• GOAL OF THE EXERCISE:
Restate every line of the material, word for word.

• COLLECTED MATERIAL:

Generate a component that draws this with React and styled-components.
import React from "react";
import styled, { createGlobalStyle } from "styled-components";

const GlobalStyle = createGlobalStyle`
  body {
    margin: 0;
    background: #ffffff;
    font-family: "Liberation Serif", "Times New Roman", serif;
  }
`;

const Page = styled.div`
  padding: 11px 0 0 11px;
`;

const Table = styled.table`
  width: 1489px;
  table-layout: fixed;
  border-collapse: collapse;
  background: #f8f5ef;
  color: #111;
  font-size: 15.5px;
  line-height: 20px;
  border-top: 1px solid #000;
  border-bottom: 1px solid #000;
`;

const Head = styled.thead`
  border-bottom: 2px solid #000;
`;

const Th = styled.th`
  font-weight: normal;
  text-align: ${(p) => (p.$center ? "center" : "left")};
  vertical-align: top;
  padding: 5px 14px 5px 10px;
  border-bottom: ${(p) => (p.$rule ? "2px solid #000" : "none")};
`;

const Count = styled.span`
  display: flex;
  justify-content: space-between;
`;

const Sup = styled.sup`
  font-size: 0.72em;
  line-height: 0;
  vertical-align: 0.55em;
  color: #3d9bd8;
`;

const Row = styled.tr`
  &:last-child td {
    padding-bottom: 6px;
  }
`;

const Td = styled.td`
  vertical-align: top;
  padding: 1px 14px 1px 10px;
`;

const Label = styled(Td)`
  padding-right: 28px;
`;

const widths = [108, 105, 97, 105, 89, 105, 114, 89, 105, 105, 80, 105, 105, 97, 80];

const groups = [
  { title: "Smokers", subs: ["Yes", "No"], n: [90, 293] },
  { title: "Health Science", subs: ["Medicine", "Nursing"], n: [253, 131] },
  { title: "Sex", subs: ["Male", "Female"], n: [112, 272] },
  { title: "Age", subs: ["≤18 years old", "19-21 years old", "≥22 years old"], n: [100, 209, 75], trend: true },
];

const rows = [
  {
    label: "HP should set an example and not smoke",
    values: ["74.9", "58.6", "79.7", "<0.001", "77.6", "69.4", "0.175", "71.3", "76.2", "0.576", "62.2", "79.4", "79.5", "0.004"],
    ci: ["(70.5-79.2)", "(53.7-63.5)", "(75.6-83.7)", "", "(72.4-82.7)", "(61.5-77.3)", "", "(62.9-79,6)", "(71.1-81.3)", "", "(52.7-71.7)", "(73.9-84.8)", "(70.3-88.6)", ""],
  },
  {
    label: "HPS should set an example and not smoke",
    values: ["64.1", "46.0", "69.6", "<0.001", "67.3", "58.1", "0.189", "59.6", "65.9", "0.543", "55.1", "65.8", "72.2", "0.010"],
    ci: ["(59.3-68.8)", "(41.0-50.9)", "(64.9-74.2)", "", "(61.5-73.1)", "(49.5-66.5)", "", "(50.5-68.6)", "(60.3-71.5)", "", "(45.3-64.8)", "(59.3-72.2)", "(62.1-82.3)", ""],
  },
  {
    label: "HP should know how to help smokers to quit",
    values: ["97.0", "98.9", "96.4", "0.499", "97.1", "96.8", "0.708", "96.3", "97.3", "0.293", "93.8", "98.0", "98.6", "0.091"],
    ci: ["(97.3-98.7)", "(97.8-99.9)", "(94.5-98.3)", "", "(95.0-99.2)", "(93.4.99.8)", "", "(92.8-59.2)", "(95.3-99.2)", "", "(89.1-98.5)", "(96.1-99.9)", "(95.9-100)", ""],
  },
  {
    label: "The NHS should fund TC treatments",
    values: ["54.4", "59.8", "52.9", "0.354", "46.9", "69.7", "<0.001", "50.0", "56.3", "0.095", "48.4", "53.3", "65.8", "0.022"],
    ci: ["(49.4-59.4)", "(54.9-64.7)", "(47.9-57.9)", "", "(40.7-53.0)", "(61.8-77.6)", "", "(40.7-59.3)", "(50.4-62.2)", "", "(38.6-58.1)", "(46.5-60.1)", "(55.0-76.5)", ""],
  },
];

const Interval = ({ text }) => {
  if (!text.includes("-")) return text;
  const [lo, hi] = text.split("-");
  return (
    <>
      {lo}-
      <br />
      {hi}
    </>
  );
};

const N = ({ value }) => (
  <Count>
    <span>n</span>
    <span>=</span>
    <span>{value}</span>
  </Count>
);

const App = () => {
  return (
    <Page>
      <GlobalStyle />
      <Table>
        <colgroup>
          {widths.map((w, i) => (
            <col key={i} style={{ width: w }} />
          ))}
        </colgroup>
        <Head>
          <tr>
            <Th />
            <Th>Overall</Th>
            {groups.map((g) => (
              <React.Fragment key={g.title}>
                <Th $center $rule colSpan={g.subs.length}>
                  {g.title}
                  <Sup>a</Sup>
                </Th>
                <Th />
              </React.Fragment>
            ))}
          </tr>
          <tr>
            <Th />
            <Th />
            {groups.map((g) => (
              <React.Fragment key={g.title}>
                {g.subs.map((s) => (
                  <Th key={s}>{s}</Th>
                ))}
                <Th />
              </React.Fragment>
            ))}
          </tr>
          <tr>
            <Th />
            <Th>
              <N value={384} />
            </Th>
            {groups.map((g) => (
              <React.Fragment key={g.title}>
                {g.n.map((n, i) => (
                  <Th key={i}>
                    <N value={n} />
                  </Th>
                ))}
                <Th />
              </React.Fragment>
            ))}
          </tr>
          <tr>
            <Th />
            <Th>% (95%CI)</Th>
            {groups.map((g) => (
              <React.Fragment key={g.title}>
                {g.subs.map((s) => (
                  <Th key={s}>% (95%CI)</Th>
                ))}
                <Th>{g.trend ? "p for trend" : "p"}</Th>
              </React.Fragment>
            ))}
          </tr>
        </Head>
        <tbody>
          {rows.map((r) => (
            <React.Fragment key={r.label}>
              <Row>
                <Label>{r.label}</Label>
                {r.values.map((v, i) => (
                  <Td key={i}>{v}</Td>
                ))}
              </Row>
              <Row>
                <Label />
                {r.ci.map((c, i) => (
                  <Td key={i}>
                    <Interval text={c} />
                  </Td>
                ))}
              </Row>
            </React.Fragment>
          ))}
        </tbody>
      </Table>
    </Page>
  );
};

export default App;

• WORKED SOLUTION:
Generate a component that draws this with React and styled-components.
import React from "react";
import styled, { createGlobalStyle } from "styled-components";

const GlobalStyle = createGlobalStyle`
  body {
    margin: 0;
    background: #ffffff;
    font-family: "Liberation Serif", "Times New Roman", serif;
  }
`;

const Page = styled.div`
  padding: 11px 0 0 11px;
`;

const Table = styled.table`
  width: 1489px;
  table-layout: fixed;
  border-collapse: collapse;
  background: #f8f5ef;
  color: #111;
  font-size: 15.5px;
  line-height: 20px;
  border-top: 1px solid #000;
  border-bottom: 1px solid #000;
`;

const Head = styled.thead`
  border-bottom: 2px solid #000;
`;

const Th = styled.th`
  font-weight: normal;
  text-align: ${(p) => (p.$center ? "center" : "left")};
  vertical-align: top;
  padding: 5px 14px 5px 10px;
  border-bottom: ${(p) => (p.$rule ? "2px solid #000" : "none")};
`;

const Count = styled.span`
  display: flex;
  justify-content: space-between;
`;

const Sup = styled.sup`
  font-size: 0.72em;
  line-height: 0;
  vertical-align: 0.55em;
  color: #3d9bd8;
`;

const Row = styled.tr`
  &:last-child td {
    padding-bottom: 6px;
  }
`;

const Td = styled.td`
  vertical-align: top;
  padding: 1px 14px 1px 10px;
`;

const Label = styled(Td)`
  padding-right: 28px;
`;

const widths = [108, 105, 97, 105, 89, 105, 114, 89, 105, 105, 80, 105, 105, 97, 80];

const groups = [
  { title: "Smokers", subs: ["Yes", "No"], n: [90, 293] },
  { title: "Health Science", subs: ["Medicine", "Nursing"], n: [253, 131] },
  { title: "Sex", subs: ["Male", "Female"], n: [112, 272] },
  { title: "Age", subs: ["≤18 years old", "19-21 years old", "≥22 years old"], n: [100, 209, 75], trend: true },
];

const rows = [
  {
    label: "HP should set an example and not smoke",
    values: ["74.9", "58.6", "79.7", "<0.001", "77.6", "69.4", "0.175", "71.3", "76.2", "0.576", "62.2", "79.4", "79.5", "0.004"],
    ci: ["(70.5-79.2)", "(53.7-63.5)", "(75.6-83.7)", "", "(72.4-82.7)", "(61.5-77.3)", "", "(62.9-79,6)", "(71.1-81.3)", "", "(52.7-71.7)", "(73.9-84.8)", "(70.3-88.6)", ""],
  },
  {
    label: "HPS should set an example and not smoke",
    values: ["64.1", "46.0", "69.6", "<0.001", "67.3", "58.1", "0.189", "59.6", "65.9", "0.543", "55.1", "65.8", "72.2", "0.010"],
    ci: ["(59.3-68.8)", "(41.0-50.9)", "(64.9-74.2)", "", "(61.5-73.1)", "(49.5-66.5)", "", "(50.5-68.6)", "(60.3-71.5)", "", "(45.3-64.8)", "(59.3-72.2)", "(62.1-82.3)", ""],
  },
  {
    label: "HP should know how to help smokers to quit",
    values: ["97.0", "98.9", "96.4", "0.499", "97.1", "96.8", "0.708", "96.3", "97.3", "0.293", "93.8", "98.0", "98.6", "0.091"],
    ci: ["(97.3-98.7)", "(97.8-99.9)", "(94.5-98.3)", "", "(95.0-99.2)", "(93.4.99.8)", "", "(92.8-59.2)", "(95.3-99.2)", "", "(89.1-98.5)", "(96.1-99.9)", "(95.9-100)", ""],
  },
  {
    label: "The NHS should fund TC treatments",
    values: ["54.4", "59.8", "52.9", "0.354", "46.9", "69.7", "<0.001", "50.0", "56.3", "0.095", "48.4", "53.3", "65.8", "0.022"],
    ci: ["(49.4-59.4)", "(54.9-64.7)", "(47.9-57.9)", "", "(40.7-53.0)", "(61.8-77.6)", "", "(40.7-59.3)", "(50.4-62.2)", "", "(38.6-58.1)", "(46.5-60.1)", "(55.0-76.5)", ""],
  },
];

const Interval = ({ text }) => {
  if (!text.includes("-")) return text;
  const [lo, hi] = text.split("-");
  return (
    <>
      {lo}-
      <br />
      {hi}
    </>
  );
};

const N = ({ value }) => (
  <Count>
    <span>n</span>
    <span>=</span>
    <span>{value}</span>
  </Count>
);

const App = () => {
  return (
    <Page>
      <GlobalStyle />
      <Table>
        <colgroup>
          {widths.map((w, i) => (
            <col key={i} style={{ width: w }} />
          ))}
        </colgroup>
        <Head>
          <tr>
            <Th />
            <Th>Overall</Th>
            {groups.map((g) => (
              <React.Fragment key={g.title}>
                <Th $center $rule colSpan={g.subs.length}>
                  {g.title}
                  <Sup>a</Sup>
                </Th>
                <Th />
              </React.Fragment>
            ))}
          </tr>
          <tr>
            <Th />
            <Th />
            {groups.map((g) => (
              <React.Fragment key={g.title}>
                {g.subs.map((s) => (
                  <Th key={s}>{s}</Th>
                ))}
                <Th />
              </React.Fragment>
            ))}
          </tr>
          <tr>
            <Th />
            <Th>
              <N value={384} />
            </Th>
            {groups.map((g) => (
              <React.Fragment key={g.title}>
                {g.n.map((n, i) => (
                  <Th key={i}>
                    <N value={n} />
                  </Th>
                ))}
                <Th />
              </React.Fragment>
            ))}
          </tr>
          <tr>
            <Th />
            <Th>% (95%CI)</Th>
            {groups.map((g) => (
              <React.Fragment key={g.title}>
                {g.subs.map((s) => (
                  <Th key={s}>% (95%CI)</Th>
                ))}
                <Th>{g.trend ? "p for trend" : "p"}</Th>
              </React.Fragment>
            ))}
          </tr>
        </Head>
        <tbody>
          {rows.map((r) => (
            <React.Fragment key={r.label}>
              <Row>
                <Label>{r.label}</Label>
                {r.values.map((v, i) => (
                  <Td key={i}>{v}</Td>
                ))}
              </Row>
              <Row>
                <Label />
                {r.ci.map((c, i) => (
                  <Td key={i}>
                    <Interval text={c} />
                  </Td>
                ))}
              </Row>
            </React.Fragment>
          ))}
        </tbody>
      </Table>
    </Page>
  );
};

export default App;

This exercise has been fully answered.